After all, one of the widely expressed concerns has centred upon the prospect of how Connolly's temperament can be either provoked or exploited to extremity.
Far better for Gavin to allow him to run the gauntlet in enemy territory against gnarly foes, even within the context of a cosmetic contest.
Dublin, regardless of what team they select, will want to win tomorrow.
Win with Connolly and Dublin's impressive march gathers pace; win without him and the intrigue sends an ominous warning to remaining rivals.
Lose with Connolly, though, and wild questions about the manager's apparently wilful decision-making will resurface; lose without him and people will wonder what was the point of repatriating him in the first place.
What is certain is that the second-guessing will not conclude until the All-Ireland campaign does.
The last four campaigns demonstrate that Gavin normally finds the correct balance and not always in the straight lines predicted with such certainty by others; just like the day job, nothing is guaranteed when guiding a plane to earth's safety.
Every landing is different.
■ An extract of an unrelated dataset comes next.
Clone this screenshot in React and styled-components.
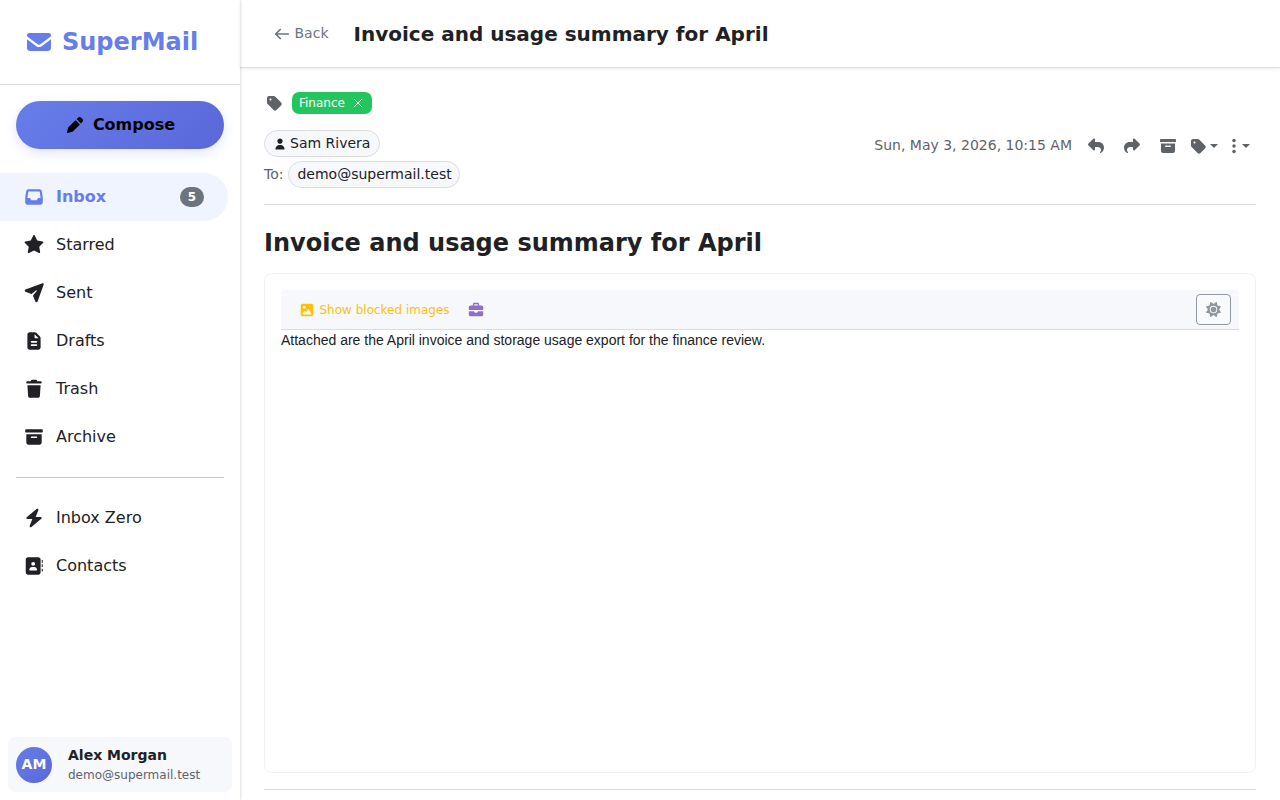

In Gavin they trust.
Two years ago, when Connolly's name was just as debate-stirring as it is now following the Carlow farrago, Gavin chose to deploy him for only a few cursory minutes at the fag end of a game already bagged by half-time.
The clarion calls that week had been as urgent then as they are now; "Connolly must start!" Of the 10 other forwards used that day - Cormac Costello was marked absent with injury - another remained on the bench for the entire exercise.
His name was Bernard Brogan.
Brogan hasn't played a minute this summer following his remarkable recovery from a cruciate injury and the 35-year-old's selflessness has been used as a stark counterpoint to an apparent indulgence of Connolly's wayward genius.
Both, in fact, might feature tomorrow, so too Kevin McManamon and Eoghan O'Gara.
Apart from the first-choice forwards already mentioned, it also makes little sense to over-exert other key players like Jack McCaffrey, Brian Fenton, Brian Howard, James McCarthy and Stephen Cluxton.
Rory O'Carroll, Eric Lowndes, Eoghan Murchan (if fit) and Jonny Cooper need minutes.
Others still will be keen to assess whether the slick speed fleetingly displayed by the likes of Cork and Roscommon poses a threat heralding a potentially devastating defensive flaw.
Or whether, a bit like that the equally transient 'high ball in the square' scare of recent years, the danger is wildly and optimistically inflated by opponents desperately seeking any weakness in this Dublin team.
Also of interest will be whether the slow adaptation in style continues with the changed personnel; the subtle shift from prolonged periods of possession plays to an occasionally more direct approach, whether via ball-carrying wing-backs or early deliveries into ball-winners like Kilkenny and O'Callaghan.
How Connolly fits into this system - and where - is uncertain. Dublin have more pressing issues to detain them.
As they did last year, Dublin coped without Connolly; and he without them.
"He loved it here," says our friend from Boston. "Liked his beers, never missed work or training. Did aerobics at lunch on the Common. Even when he left, he sent some gear for the kids."
Now 32, perhaps the St Vincent's man discovered that he needed Dublin more than they need him.
Tomorrow won't totally redefine that relationship. But it will certainly shine a light on where it might go next.